**DIRECTIVE**
Scan the data. Collect each line that contains the word "React".
──────────
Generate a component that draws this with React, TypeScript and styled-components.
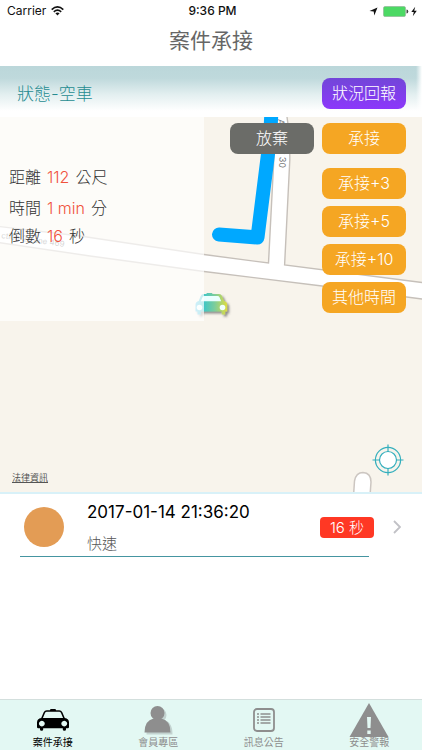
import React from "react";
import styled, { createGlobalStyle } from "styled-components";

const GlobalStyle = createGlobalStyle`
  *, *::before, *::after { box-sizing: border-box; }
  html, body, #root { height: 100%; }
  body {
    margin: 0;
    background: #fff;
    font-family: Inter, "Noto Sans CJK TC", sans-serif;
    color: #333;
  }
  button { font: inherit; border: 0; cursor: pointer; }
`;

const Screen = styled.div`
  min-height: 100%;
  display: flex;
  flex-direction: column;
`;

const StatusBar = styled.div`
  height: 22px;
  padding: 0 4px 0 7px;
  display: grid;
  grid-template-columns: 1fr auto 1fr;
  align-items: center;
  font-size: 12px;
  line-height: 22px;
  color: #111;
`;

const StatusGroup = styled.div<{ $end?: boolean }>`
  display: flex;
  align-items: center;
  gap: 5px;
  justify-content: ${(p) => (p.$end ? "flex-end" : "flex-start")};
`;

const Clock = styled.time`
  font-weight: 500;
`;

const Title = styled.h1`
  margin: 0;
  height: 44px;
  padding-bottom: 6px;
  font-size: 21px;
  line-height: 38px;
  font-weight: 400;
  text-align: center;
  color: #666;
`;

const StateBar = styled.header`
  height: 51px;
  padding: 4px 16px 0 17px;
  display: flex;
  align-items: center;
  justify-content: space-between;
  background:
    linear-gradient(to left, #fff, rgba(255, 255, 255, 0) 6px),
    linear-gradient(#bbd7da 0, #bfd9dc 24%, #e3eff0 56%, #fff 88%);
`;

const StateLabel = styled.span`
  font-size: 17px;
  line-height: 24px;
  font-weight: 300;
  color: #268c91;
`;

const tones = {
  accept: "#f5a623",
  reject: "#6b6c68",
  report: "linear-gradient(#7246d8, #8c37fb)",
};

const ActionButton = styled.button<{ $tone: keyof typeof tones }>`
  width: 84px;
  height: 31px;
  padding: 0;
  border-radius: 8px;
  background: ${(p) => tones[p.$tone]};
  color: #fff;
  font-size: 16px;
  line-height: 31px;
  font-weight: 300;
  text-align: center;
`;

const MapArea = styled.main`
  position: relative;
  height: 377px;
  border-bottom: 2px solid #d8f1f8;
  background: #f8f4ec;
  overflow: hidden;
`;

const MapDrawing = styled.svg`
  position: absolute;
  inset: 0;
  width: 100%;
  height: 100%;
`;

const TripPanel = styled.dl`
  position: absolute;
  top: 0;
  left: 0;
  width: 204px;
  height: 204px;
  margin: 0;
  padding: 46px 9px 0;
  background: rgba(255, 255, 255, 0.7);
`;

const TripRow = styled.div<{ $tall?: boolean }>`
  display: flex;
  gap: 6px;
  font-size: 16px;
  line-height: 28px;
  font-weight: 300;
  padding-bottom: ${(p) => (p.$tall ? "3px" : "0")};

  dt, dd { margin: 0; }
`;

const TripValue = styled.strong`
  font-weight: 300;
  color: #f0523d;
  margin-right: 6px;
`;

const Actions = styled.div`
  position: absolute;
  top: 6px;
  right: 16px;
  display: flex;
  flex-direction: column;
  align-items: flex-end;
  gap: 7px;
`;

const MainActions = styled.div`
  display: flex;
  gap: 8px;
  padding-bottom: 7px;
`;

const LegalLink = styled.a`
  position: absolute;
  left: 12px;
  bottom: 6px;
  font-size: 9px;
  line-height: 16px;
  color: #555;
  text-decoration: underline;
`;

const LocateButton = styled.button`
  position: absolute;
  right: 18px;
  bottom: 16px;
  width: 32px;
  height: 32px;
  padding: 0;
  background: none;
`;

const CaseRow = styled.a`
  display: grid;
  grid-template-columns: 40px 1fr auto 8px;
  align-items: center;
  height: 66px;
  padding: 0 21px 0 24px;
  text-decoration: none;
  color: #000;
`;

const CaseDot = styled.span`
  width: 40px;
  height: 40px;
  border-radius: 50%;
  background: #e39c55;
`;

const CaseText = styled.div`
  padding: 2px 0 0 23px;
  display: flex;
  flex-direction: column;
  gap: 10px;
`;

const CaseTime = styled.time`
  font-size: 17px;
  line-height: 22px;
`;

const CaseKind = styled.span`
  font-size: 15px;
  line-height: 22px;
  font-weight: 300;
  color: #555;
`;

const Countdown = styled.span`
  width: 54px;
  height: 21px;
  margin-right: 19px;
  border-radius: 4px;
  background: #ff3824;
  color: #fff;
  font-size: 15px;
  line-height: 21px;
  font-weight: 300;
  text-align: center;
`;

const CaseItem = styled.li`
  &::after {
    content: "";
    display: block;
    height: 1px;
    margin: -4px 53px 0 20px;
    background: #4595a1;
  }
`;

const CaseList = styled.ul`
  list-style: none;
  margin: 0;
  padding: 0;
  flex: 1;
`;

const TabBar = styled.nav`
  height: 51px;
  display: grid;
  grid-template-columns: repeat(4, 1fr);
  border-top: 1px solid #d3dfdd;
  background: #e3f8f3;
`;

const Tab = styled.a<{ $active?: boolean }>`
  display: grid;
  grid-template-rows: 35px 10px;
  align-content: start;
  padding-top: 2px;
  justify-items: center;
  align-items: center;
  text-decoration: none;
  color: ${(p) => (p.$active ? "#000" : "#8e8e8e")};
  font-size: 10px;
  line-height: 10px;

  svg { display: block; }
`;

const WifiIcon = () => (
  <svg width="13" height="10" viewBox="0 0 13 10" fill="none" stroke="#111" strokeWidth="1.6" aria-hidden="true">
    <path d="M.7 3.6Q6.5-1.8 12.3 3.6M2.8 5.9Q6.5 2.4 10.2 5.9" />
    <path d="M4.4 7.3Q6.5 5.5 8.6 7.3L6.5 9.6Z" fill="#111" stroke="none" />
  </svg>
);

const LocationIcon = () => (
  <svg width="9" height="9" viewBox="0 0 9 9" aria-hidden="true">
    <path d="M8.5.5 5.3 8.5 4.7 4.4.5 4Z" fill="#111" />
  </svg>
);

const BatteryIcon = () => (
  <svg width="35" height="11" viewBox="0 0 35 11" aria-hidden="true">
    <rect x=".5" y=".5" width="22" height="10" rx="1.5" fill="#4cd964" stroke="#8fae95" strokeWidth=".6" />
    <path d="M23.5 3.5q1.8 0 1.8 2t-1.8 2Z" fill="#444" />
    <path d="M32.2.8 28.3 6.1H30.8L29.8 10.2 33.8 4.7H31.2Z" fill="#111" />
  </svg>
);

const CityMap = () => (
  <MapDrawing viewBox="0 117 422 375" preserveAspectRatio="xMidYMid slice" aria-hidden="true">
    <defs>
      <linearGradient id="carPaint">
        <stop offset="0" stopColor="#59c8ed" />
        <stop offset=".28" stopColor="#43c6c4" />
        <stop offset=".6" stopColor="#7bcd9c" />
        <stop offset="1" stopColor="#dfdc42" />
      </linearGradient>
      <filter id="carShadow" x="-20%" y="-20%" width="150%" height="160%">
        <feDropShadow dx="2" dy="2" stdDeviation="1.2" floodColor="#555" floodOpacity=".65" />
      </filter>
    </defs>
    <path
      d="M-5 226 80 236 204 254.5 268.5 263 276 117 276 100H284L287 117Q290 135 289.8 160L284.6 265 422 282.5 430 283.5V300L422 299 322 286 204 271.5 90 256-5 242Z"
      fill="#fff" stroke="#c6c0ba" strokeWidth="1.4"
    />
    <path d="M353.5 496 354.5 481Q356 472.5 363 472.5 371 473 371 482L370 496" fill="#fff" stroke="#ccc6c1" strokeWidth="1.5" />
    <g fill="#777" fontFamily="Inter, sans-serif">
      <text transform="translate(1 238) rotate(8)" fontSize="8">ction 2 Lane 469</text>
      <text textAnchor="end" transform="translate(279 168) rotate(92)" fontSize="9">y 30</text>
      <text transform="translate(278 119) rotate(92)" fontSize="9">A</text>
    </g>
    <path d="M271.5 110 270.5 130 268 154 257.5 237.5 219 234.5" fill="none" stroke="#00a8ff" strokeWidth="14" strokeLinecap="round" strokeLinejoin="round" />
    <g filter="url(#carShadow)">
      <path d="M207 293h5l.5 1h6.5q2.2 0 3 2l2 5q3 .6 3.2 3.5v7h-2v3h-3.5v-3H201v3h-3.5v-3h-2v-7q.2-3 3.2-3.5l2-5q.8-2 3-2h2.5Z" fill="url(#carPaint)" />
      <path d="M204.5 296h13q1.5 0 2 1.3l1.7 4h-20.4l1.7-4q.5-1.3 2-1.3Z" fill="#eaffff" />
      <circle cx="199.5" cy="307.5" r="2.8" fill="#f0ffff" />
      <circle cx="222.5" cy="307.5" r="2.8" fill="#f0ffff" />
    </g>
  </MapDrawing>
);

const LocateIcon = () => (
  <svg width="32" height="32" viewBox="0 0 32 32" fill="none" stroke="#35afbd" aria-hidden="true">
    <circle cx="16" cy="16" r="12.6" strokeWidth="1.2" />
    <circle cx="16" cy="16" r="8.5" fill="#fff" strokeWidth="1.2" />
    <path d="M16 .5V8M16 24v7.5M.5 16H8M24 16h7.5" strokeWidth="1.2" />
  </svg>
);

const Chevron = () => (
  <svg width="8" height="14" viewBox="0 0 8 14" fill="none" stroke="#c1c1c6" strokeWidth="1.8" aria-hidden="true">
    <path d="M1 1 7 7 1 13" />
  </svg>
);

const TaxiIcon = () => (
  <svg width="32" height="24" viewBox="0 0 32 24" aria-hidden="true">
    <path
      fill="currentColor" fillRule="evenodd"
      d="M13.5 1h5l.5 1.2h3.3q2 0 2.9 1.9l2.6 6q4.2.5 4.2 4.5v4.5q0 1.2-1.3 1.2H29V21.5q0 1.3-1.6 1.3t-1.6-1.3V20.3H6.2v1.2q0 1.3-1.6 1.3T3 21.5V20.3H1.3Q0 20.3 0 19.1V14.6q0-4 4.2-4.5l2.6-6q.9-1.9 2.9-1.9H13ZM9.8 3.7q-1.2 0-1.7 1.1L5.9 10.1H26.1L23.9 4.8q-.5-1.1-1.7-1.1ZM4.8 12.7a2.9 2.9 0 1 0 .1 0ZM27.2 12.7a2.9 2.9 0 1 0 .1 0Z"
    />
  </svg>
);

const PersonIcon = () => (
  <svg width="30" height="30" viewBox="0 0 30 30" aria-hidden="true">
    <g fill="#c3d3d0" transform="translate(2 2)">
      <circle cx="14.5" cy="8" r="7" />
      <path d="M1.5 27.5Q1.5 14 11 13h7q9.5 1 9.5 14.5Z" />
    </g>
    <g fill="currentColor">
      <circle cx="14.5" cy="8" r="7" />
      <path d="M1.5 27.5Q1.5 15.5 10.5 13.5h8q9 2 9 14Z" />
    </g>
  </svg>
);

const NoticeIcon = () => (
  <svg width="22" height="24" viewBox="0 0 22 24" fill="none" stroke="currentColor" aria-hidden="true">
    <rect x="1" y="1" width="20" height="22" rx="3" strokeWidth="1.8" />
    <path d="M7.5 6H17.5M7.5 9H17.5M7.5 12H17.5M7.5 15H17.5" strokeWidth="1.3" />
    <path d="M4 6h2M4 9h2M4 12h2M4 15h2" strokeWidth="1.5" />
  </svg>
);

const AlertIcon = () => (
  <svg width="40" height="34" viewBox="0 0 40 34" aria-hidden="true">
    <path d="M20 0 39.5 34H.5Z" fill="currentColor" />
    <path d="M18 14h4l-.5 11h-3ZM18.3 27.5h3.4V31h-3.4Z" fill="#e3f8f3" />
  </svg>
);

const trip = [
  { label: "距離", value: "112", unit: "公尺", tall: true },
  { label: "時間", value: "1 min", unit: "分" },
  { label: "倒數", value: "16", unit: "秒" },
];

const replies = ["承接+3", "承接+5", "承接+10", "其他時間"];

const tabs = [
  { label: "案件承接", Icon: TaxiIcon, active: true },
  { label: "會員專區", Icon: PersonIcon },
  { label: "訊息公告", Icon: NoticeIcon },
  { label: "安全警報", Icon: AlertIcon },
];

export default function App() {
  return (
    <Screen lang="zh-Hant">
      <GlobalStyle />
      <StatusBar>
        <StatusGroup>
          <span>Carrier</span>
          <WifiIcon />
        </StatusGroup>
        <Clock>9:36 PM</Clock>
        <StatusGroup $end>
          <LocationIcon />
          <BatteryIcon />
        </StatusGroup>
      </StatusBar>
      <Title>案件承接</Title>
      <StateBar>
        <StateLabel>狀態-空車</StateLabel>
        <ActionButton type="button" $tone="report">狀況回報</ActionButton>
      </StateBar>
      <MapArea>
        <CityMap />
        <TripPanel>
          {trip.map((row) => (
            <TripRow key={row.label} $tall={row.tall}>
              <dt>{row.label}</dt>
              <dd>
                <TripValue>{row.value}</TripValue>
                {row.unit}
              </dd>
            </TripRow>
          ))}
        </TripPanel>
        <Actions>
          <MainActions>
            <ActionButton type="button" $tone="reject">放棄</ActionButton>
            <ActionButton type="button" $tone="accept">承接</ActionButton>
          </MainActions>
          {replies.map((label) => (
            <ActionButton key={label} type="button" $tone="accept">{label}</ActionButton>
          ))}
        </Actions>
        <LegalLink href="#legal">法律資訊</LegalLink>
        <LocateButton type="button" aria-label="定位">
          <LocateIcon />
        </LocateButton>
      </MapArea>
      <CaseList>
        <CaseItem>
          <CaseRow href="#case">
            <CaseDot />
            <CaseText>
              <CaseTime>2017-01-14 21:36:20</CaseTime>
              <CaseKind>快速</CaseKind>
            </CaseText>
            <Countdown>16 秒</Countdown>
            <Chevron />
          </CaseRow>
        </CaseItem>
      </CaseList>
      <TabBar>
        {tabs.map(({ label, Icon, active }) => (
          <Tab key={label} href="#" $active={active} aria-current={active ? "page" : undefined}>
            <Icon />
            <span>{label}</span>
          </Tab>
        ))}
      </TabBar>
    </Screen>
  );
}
──────────
**FULL ANSWER**
Generate a component that draws this with React, TypeScript and styled-components.
import React from "react";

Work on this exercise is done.